Personally, I feel that just because a book has won an award, that doesn’t mean it’s worth reading. My challenge is giving me the chance to try out some new science fiction and fantasy from the past ten years, but if I pick one of those books up and don’t enjoy it, I won’t feel obligated to finish it. I know for a fact that I REALLY didn’t enjoy one of the recent Hugo and Nebula award winners, for example.

... but then other times I feel like this.

… but then other times I feel like this.

What do you think? Do book awards encourage you to read a book? Have you ever been disappointed by an award-winning book?


16 thoughts on “Thoughts #32: The Influence Of The Book Award”

  1. It’s kind of like movie critics – some movies are SLAMMED and I love them, some movies are critically revered and they bored the pants off me. The same is true of awards for books, I think. Whatever the judging criteria is I’m sure “immense reader entertainment” and “unputsownability” aren’t counted. Lots of books that are innovative, quirky and/or comment on certain social issues win awards, but they don’t win hearts! R x

    1. This is very true. I guess a lot of it is based on writing ability and maybe how pretty the prose is, rather than keeps you reading type books.

      Not that it matters in the end – I’d much rather have recommendations from my fellow readers 🙂

  2. I’m of the stance that just because someone won an award, it doesn’t make it worth it as well. I actually tend to stay away from award winning books, because it will most likely mean that I won’t like it! My dad on the other hand, ONLY reads books that have won an award. I won’t say it’s book snobbery, because my dad ain’t that sort, but I think it’s because it means the book has withstood a battering of critique, which my dad with his limited time, thinks of as a worthy thing to pick up. Me? I don’t have time but I’d rather take a risk, where as he won’t.

    1. Ooh that’s an interesting point! It makes me sad that people who do that might miss out on some wonderful reads though. You should make an award-winning list of your own for him 😉

  3. I’ve noticed that the “crowd-pleaser” books have much higher ratings on Goodreads than more serious works. I’m not sure it’s the genre, I just think the easier, more popular books get the higher ratings. And maybe it’s a mark of a better book that people disagree about it. Another possibility is that awards raise our expectations and then we are more disappointed.

    1. Yes, things like Twilight and 50 Shades which are pretty bashed amongst the community, still have fairly high (or at least above average) ratings.
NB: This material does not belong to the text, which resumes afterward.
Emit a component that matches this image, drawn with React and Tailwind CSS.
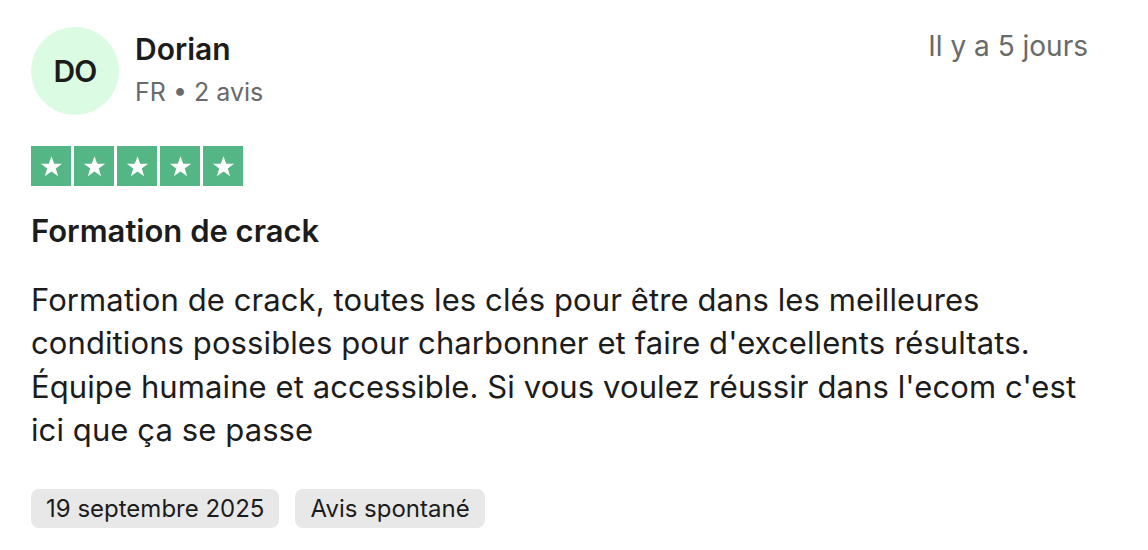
import React from 'react';

function Star() {
  return (
    <div className="w-[40px] h-[40px] bg-[#54b685] flex items-center justify-center">
      <svg viewBox="0 0 24 24" className="w-[25px] h-[25px]" fill="white">
        <path d="M12 2.2l2.6 7.2h7.6l-6.1 4.5 2.3 7.4L12 16.8l-6.4 4.5 2.3-7.4-6.1-4.5h7.6z" />
      </svg>
    </div>
  );
}

export default function App() {
  return (
    <div className="w-[1148px] h-[550px] bg-white text-[#1c1c1c] pl-[31px] pr-[60px] pt-[27px]" style={{ fontFamily: 'Inter, "Noto Sans", sans-serif' }}>
      <div className="flex justify-between items-start">
        <div className="flex items-center">
          <div className="w-[88px] h-[88px] rounded-full bg-[#dcfbe3] flex items-center justify-center text-[30px] font-semibold tracking-tight">
            DO
          </div>
          <div className="ml-[16px] -mt-[2px]">
            <div className="text-[30px] font-semibold leading-[36px]">Dorian</div>
            <div className="text-[25px] text-[#696a6a] leading-[34px] mt-[8px]">FR • 2 avis</div>
          </div>
        </div>
        <div className="text-[28px] text-[#696a6a] leading-[36px] mt-[1px]">Il y a 5 jours</div>
      </div>

      <div className="flex gap-[3px] mt-[31px]">
        <Star />
        <Star />
        <Star />
        <Star />
        <Star />
      </div>

      <div className="text-[31px] font-semibold mt-[26px] leading-[38px]">Formation de crack</div>

      <p className="text-[31px] tracking-[0.1px] leading-[43.3px] mt-[28px]">
        Formation de crack, toutes les clés pour être dans les meilleures conditions possibles pour charbonner et faire d'excellents résultats. Équipe humaine et accessible. Si vous voulez réussir dans l'ecom c'est ici que ça se passe
      </p>

      <div className="flex gap-[16px] mt-[38px]">
        <span className="h-[39px] px-[15px] rounded-[8px] bg-[#e8e8e8] text-[24px] flex items-center">19 septembre 2025</span>
        <span className="h-[39px] px-[15px] rounded-[8px] bg-[#e8e8e8] text-[24px] flex items-center">Avis spontané</span>
      </div>
    </div>
  );
}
  4. I thought about this a lot this year with the Printz Award, because I have a long-term goal of being on the committee myself one day! I read Andrew Smith’s Grasshopper Jungle and loved it to death. However, I gave it to my boyfriend and he hated it. I realized that people who serve on those committees, by their very nature, are the types of people who have read A LOT of books. Like, they read 300 in a year just for that committee. Call it snobbery, but I think reading in high volume like that does change one’s outlook on what is “good.” I liked Grasshopper Jungle because it was unique and I have some sense of the fact that Smith writes very well, because it stands out among the hundreds of novels I’ve read. My boyfriend, on the other hand, only reads a few books a year and thought the book was too weird. Neither of us are right or wrong (after all, high volume reads are absolutely a minority), but it made me realize why award winners are rejected by teenagers and only get mediocre ratings from the general public!

    1. I’d not heard of the Printz award, so I just had to look it up!
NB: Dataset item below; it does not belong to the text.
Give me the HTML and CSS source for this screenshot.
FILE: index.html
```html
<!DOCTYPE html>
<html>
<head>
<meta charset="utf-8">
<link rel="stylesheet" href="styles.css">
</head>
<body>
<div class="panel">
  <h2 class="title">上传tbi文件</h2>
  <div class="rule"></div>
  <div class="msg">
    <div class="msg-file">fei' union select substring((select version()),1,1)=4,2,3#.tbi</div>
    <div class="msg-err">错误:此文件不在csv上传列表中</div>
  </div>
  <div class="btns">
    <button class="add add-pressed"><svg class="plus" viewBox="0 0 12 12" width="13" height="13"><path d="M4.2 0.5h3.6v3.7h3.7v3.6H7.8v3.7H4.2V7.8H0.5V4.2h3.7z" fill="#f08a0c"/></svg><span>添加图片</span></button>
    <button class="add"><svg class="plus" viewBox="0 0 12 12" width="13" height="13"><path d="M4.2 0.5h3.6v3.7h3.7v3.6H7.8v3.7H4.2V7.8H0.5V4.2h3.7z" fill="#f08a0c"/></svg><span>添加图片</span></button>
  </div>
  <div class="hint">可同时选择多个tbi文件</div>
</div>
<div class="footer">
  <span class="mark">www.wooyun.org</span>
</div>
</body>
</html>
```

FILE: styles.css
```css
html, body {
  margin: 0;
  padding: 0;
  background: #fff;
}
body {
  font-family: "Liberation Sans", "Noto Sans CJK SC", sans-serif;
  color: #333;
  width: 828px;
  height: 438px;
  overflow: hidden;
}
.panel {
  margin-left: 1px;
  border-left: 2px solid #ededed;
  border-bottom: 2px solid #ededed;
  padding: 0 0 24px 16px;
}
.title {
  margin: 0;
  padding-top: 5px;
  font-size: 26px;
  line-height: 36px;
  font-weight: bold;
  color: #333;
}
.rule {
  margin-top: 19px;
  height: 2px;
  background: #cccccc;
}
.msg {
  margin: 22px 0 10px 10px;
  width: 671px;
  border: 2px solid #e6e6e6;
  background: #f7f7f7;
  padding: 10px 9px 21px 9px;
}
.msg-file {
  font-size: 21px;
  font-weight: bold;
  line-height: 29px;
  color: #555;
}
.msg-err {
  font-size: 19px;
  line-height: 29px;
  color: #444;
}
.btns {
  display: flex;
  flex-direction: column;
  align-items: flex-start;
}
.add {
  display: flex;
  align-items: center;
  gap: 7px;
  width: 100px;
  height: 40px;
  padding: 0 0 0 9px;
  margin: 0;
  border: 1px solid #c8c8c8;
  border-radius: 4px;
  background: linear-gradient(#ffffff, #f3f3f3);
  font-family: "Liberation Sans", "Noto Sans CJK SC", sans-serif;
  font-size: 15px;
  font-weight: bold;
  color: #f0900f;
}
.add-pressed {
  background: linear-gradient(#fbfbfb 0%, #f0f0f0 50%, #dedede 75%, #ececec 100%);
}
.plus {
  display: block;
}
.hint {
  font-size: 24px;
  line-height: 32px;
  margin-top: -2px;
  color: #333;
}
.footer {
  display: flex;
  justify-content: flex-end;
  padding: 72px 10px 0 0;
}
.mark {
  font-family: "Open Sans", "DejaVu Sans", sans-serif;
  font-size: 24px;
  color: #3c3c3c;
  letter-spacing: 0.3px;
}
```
      300 in a year just for the committee? Ouch, I can’t read that many just for myself! I suppose if it was my job though, it might be possible 😛 And it’s true, the more books you read, the more you’re comparing to as well.

  5. I never read them just because they have an award. If they do, they get recognition, then I look them up. If people that read my sort of stuff enjoyed them, then I give it a try. If not, then no. 🙂 I trust my peers more than ‘professional’ critics. I loved “The Giver” and “All the lights we cannot see”, while I can’t get myself to read 1Q84 properly.
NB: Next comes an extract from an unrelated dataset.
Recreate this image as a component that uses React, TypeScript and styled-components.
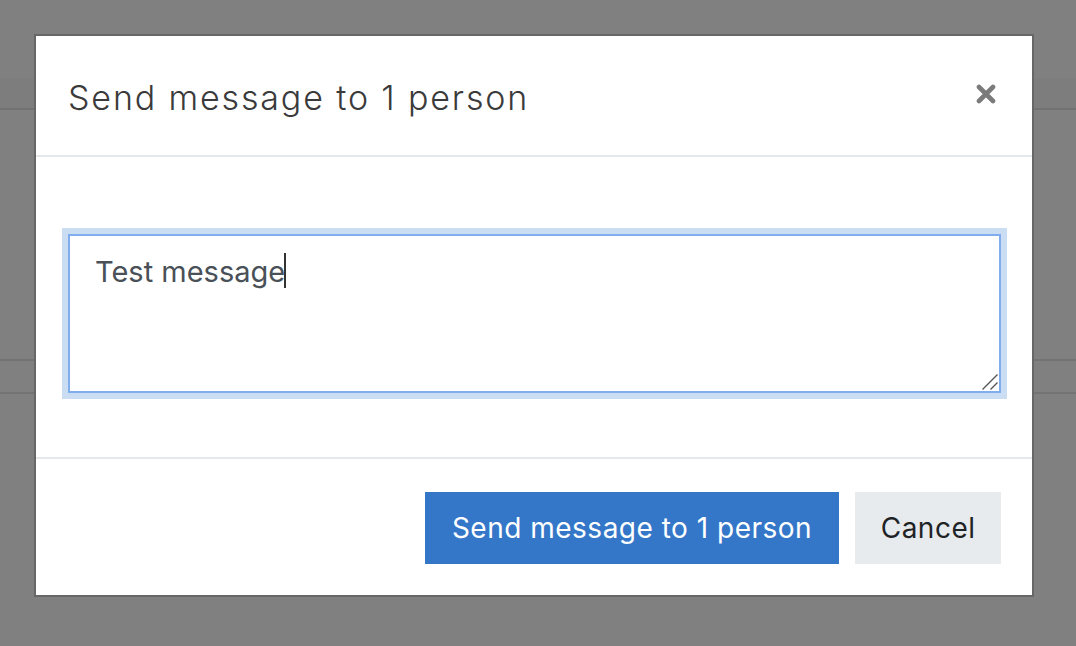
import React from "react";
import styled, { createGlobalStyle } from "styled-components";

const GlobalStyle = createGlobalStyle`
  html, body {
    margin: 0;
    padding: 0;
  }
  body {
    font-family: Inter, "Noto Sans", sans-serif;
    background: #808080;
  }
`;

const message = "Test message";
const sendLabel = "Send message to 1 person";

const App = () => {
  return (
    <SPage>
      <GlobalStyle />
      {/* the dimmed page that lies under the modal backdrop */}
      <STopBar />
      <SNavBar />
      <SContentGap />
      <STableRow />
      <SRest />

      <SModal role="dialog" aria-labelledby="modal-title">
        <SHeader>
          <STitle id="modal-title">{sendLabel}</STitle>
          <SClose aria-label="Close">
            <svg width="20" height="20" viewBox="0 0 20 20">
              <path
                d="M3 3 L17 17 M17 3 L3 17"
                stroke="#7b7b7b"
                strokeWidth="4.6"
                strokeLinecap="round"
              />
            </svg>
          </SClose>
        </SHeader>
        <SBody>
          <SFieldWrap>
            <STextArea defaultValue={message} />
            <SCaret />
            <SGrip width="18" height="18" viewBox="0 0 18 18">
              <path
                d="M1.5 16.5 L16.5 1.5 M9.5 16.5 L16.5 9.5"
                stroke="#555"
                strokeWidth="1.4"
              />
            </SGrip>
          </SFieldWrap>
        </SBody>
        <SFooter>
          <SButton $variant="primary">{sendLabel}</SButton>
          <SButton $variant="secondary">Cancel</SButton>
        </SFooter>
      </SModal>
    </SPage>
  );
};

const SPage = styled.div`
  position: relative;
  width: 100%;
  height: 646px;
  overflow: hidden;
  display: flex;
  flex-direction: column;
  background: #808080;
`;

const STopBar = styled.div`
  height: 78px;
  background: #808080;
  flex-shrink: 0;
`;

const SNavBar = styled.div`
  height: 30px;
  background: #7d7d7d;
  border-bottom: 2px solid #717171;
  flex-shrink: 0;
`;

const SContentGap = styled.div`
  height: 249px;
  flex-shrink: 0;
`;

const STableRow = styled.div`
  height: 31px;
  border-top: 2px solid #737373;
  border-bottom: 2px solid #737373;
  flex-shrink: 0;
`;

const SRest = styled.div`
  flex: 1;
`;

const SModal = styled.div`
  position: absolute;
  left: 34px;
  top: 34px;
  width: 1000px;
  height: 563px;
  box-sizing: border-box;
  background: #ffffff;
  border: 2px solid #676767;
  display: flex;
  flex-direction: column;
`;

const SHeader = styled.div`
  height: 121px;
  box-sizing: border-box;
  display: flex;
  align-items: center;
  justify-content: space-between;
  padding: 3px 36px 0 32px;
  border-bottom: 2px solid #e6e9ec;
`;

const STitle = styled.h5`
  margin: 0;
  font-size: 34px;
  font-weight: 300;
  color: #3a3a3a;
  letter-spacing: 1.85px;
`;

const SClose = styled.button`
  border: none;
  background: transparent;
  padding: 0;
  width: 20px;
  height: 20px;
  display: flex;
  margin-top: -7px;
  cursor: pointer;
`;

const SBody = styled.div`
  padding: 77px 31px 64px 32px;
  border-bottom: 2px solid #e6e9ec;
`;

const SFieldWrap = styled.div`
  position: relative;
`;

const STextArea = styled.textarea`
  display: block;
  width: 100%;
  height: 159px;
  box-sizing: border-box;
  margin: 0;
  padding: 14px 25px;
  font-family: Inter, "Noto Sans", sans-serif;
  font-size: 29px;
  line-height: 1.5;
  color: #495057;
  background: #fff;
  border: 2px solid #80aded;
  border-radius: 0;
  outline: none;
  box-shadow: 0 0 0 6px #cbddf3;
  resize: none;
`;

const SCaret = styled.span`
  position: absolute;
  left: 216px;
  top: 19px;
  width: 2px;
  height: 35px;
  background: #333;
  pointer-events: none;
`;

const SGrip = styled.svg`
  position: absolute;
  right: 2px;
  bottom: 2px;
  pointer-events: none;
`;

const SButton = styled.button<{ $variant: "primary" | "secondary" }>`
  height: 72px;
  padding: 0 ${(p) => (p.$variant === "primary" ? "27px" : "25.5px")};
  border: none;
  border-radius: 0;
  font-family: Inter, "Noto Sans", sans-serif;
  font-size: 28px;
  font-weight: 400;
  letter-spacing: 0.5px;
  cursor: pointer;
  background: ${(p) => (p.$variant === "primary" ? "#3477c9" : "#e8ebee")};
  color: ${(p) => (p.$variant === "primary" ? "#ffffff" : "#1f2326")};
`;

const SFooter = styled.div`
  flex: 1;
  display: flex;
  align-items: center;
  justify-content: flex-end;
  gap: 16px;
  padding: 1px 31px 0 32px;
`;

export default App;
    1. I think they draw my attention to books sometimes, but then my decision to read the book is based entirely on the blurb/cover sometimes (yes I do that :P).

      I have All The Lights We Cannot See, I can’t wait to read that one 😀 And I really liked 1Q84.

  6. I’ve never really picked up a book because it won an award or it was on the top ten shelves of the bookstore… Mostly, I just pick whatever I feel was good based on the synopsis. It’s like movies, I watch movies that I think I like, regardless of the ratings given. I think they’re just factors for people who need something to help them to choose? It’s helpful to some extent but it’s also subjective to whoever’s giving out these awards/stars too. Very much like reviews! 😉

    1. Yes, I am definitely a mood reader so I think what I choose to buy also entirely depends on my mood.

      Although with movies, sometimes it’s fun to watch a bad one – but I never find it particularly fun to read a bad book 😦

  7. I use to be award motivated and would pick up a book with the sticker on the front and then a couple of years ago I picked up an awarding winning book and it was terrible. I couldn’t even finish it.

    Now I go more by the ratings, the reviews of people I trust and the back cover to see if I actually will like it. But it is all a matter of opinion and everybody is different.